DATA LINES:
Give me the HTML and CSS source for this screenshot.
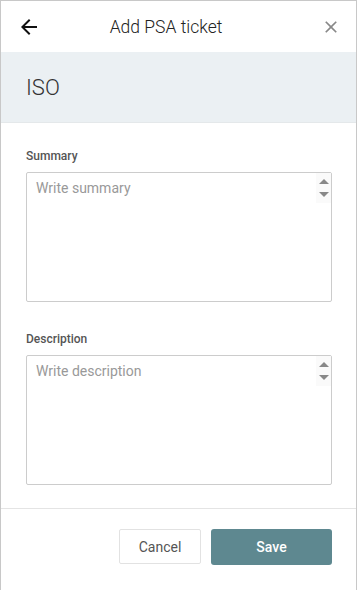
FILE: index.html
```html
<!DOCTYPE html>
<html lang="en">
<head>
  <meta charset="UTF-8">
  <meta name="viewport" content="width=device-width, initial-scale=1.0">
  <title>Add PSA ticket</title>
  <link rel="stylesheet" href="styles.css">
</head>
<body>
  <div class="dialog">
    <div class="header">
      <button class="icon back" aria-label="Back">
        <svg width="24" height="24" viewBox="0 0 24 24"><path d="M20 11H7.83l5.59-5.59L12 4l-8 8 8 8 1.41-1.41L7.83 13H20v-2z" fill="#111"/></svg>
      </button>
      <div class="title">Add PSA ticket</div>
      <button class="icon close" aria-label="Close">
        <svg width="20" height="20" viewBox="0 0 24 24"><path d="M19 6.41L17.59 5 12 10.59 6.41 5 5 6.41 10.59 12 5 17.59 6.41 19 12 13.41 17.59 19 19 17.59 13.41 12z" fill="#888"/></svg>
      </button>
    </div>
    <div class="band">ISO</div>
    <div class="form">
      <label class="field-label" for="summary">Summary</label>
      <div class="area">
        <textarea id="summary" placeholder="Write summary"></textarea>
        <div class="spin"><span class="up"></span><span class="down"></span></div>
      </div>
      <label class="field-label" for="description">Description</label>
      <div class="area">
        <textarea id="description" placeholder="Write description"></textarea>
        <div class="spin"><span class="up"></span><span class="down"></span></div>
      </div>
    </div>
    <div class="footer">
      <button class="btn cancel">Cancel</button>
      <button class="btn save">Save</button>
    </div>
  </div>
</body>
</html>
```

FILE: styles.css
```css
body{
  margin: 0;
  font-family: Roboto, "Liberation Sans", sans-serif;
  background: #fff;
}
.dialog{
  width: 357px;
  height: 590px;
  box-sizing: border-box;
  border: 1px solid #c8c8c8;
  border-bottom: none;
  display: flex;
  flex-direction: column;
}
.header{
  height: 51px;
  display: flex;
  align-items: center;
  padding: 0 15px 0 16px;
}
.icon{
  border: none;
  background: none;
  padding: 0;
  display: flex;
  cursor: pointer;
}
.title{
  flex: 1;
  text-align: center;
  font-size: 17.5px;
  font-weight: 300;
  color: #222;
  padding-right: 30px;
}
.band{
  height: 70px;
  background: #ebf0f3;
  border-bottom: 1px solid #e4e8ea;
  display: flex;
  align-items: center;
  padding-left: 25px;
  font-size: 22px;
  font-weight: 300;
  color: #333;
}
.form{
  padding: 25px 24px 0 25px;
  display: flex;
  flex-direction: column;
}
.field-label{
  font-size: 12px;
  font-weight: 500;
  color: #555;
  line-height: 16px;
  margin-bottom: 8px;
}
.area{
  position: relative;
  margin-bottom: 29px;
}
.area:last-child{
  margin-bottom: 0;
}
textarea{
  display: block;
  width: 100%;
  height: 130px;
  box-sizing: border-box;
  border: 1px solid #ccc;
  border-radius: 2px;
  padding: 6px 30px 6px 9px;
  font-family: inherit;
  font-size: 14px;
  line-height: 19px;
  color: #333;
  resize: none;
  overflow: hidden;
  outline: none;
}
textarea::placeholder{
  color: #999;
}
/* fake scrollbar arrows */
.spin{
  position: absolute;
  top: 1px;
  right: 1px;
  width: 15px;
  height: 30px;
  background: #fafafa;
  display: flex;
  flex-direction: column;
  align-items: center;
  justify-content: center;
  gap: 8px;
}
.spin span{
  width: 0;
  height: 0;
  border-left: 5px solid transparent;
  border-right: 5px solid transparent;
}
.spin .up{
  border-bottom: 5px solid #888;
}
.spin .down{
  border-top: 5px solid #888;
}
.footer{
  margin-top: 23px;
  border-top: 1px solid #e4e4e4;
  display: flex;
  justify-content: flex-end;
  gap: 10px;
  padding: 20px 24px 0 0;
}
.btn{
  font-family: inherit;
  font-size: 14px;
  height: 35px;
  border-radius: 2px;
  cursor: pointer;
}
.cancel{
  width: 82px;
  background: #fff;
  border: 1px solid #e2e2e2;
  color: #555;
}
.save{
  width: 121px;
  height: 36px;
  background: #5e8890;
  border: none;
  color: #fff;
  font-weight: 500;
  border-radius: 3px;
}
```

EXERCISE DIRECTIONS: Your copy of the data should match it exactly, except that pictures are left out.

WRITTEN ANSWER:
Give me the HTML and CSS source for this screenshot.
FILE: index.html
```html
<!DOCTYPE html>
<html lang="en">
<head>
  <meta charset="UTF-8">
  <meta name="viewport" content="width=device-width, initial-scale=1.0">
  <title>Add PSA ticket</title>
  <link rel="stylesheet" href="styles.css">
</head>
<body>
  <div class="dialog">
    <div class="header">
      <button class="icon back" aria-label="Back">
        <svg width="24" height="24" viewBox="0 0 24 24"><path d="M20 11H7.83l5.59-5.59L12 4l-8 8 8 8 1.41-1.41L7.83 13H20v-2z" fill="#111"/></svg>
      </button>
      <div class="title">Add PSA ticket</div>
      <button class="icon close" aria-label="Close">
        <svg width="20" height="20" viewBox="0 0 24 24"><path d="M19 6.41L17.59 5 12 10.59 6.41 5 5 6.41 10.59 12 5 17.59 6.41 19 12 13.41 17.59 19 19 17.59 13.41 12z" fill="#888"/></svg>
      </button>
    </div>
    <div class="band">ISO</div>
    <div class="form">
      <label class="field-label" for="summary">Summary</label>
      <div class="area">
        <textarea id="summary" placeholder="Write summary"></textarea>
        <div class="spin"><span class="up"></span><span class="down"></span></div>
      </div>
      <label class="field-label" for="description">Description</label>
      <div class="area">
        <textarea id="description" placeholder="Write description"></textarea>
        <div class="spin"><span class="up"></span><span class="down"></span></div>
      </div>
    </div>
    <div class="footer">
      <button class="btn cancel">Cancel</button>
      <button class="btn save">Save</button>
    </div>
  </div>
</body>
</html>
```

FILE: styles.css
```css
body{
  margin: 0;
  font-family: Roboto, "Liberation Sans", sans-serif;
  background: #fff;
}
.dialog{
  width: 357px;
  height: 590px;
  box-sizing: border-box;
  border: 1px solid #c8c8c8;
  border-bottom: none;
  display: flex;
  flex-direction: column;
}
.header{
  height: 51px;
  display: flex;
  align-items: center;
  padding: 0 15px 0 16px;
}
.icon{
  border: none;
  background: none;
  padding: 0;
  display: flex;
  cursor: pointer;
}
.title{
  flex: 1;
  text-align: center;
  font-size: 17.5px;
  font-weight: 300;
  color: #222;
  padding-right: 30px;
}
.band{
  height: 70px;
  background: #ebf0f3;
  border-bottom: 1px solid #e4e8ea;
  display: flex;
  align-items: center;
  padding-left: 25px;
  font-size: 22px;
  font-weight: 300;
  color: #333;
}
.form{
  padding: 25px 24px 0 25px;
  display: flex;
  flex-direction: column;
}
.field-label{
  font-size: 12px;
  font-weight: 500;
  color: #555;
  line-height: 16px;
  margin-bottom: 8px;
}
.area{
  position: relative;
  margin-bottom: 29px;
}
.area:last-child{
  margin-bottom: 0;
}
textarea{
  display: block;
  width: 100%;
  height: 130px;
  box-sizing: border-box;
  border: 1px solid #ccc;
  border-radius: 2px;
  padding: 6px 30px 6px 9px;
  font-family: inherit;
  font-size: 14px;
  line-height: 19px;
  color: #333;
  resize: none;
  overflow: hidden;
  outline: none;
}
textarea::placeholder{
  color: #999;
}
/* fake scrollbar arrows */
.spin{
  position: absolute;
  top: 1px;
  right: 1px;
  width: 15px;
  height: 30px;
  background: #fafafa;
  display: flex;
  flex-direction: column;
  align-items: center;
  justify-content: center;
  gap: 8px;
}
.spin span{
  width: 0;
  height: 0;
  border-left: 5px solid transparent;
  border-right: 5px solid transparent;
}
.spin .up{
  border-bottom: 5px solid #888;
}
.spin .down{
  border-top: 5px solid #888;
}
.footer{
  margin-top: 23px;
  border-top: 1px solid #e4e4e4;
  display: flex;
  justify-content: flex-end;
  gap: 10px;
  padding: 20px 24px 0 0;
}
.btn{
  font-family: inherit;
  font-size: 14px;
  height: 35px;
  border-radius: 2px;
  cursor: pointer;
}
.cancel{
  width: 82px;
  background: #fff;
  border: 1px solid #e2e2e2;
  color: #555;
}
.save{
  width: 121px;
  height: 36px;
  background: #5e8890;
  border: none;
  color: #fff;
  font-weight: 500;
  border-radius: 3px;
}
```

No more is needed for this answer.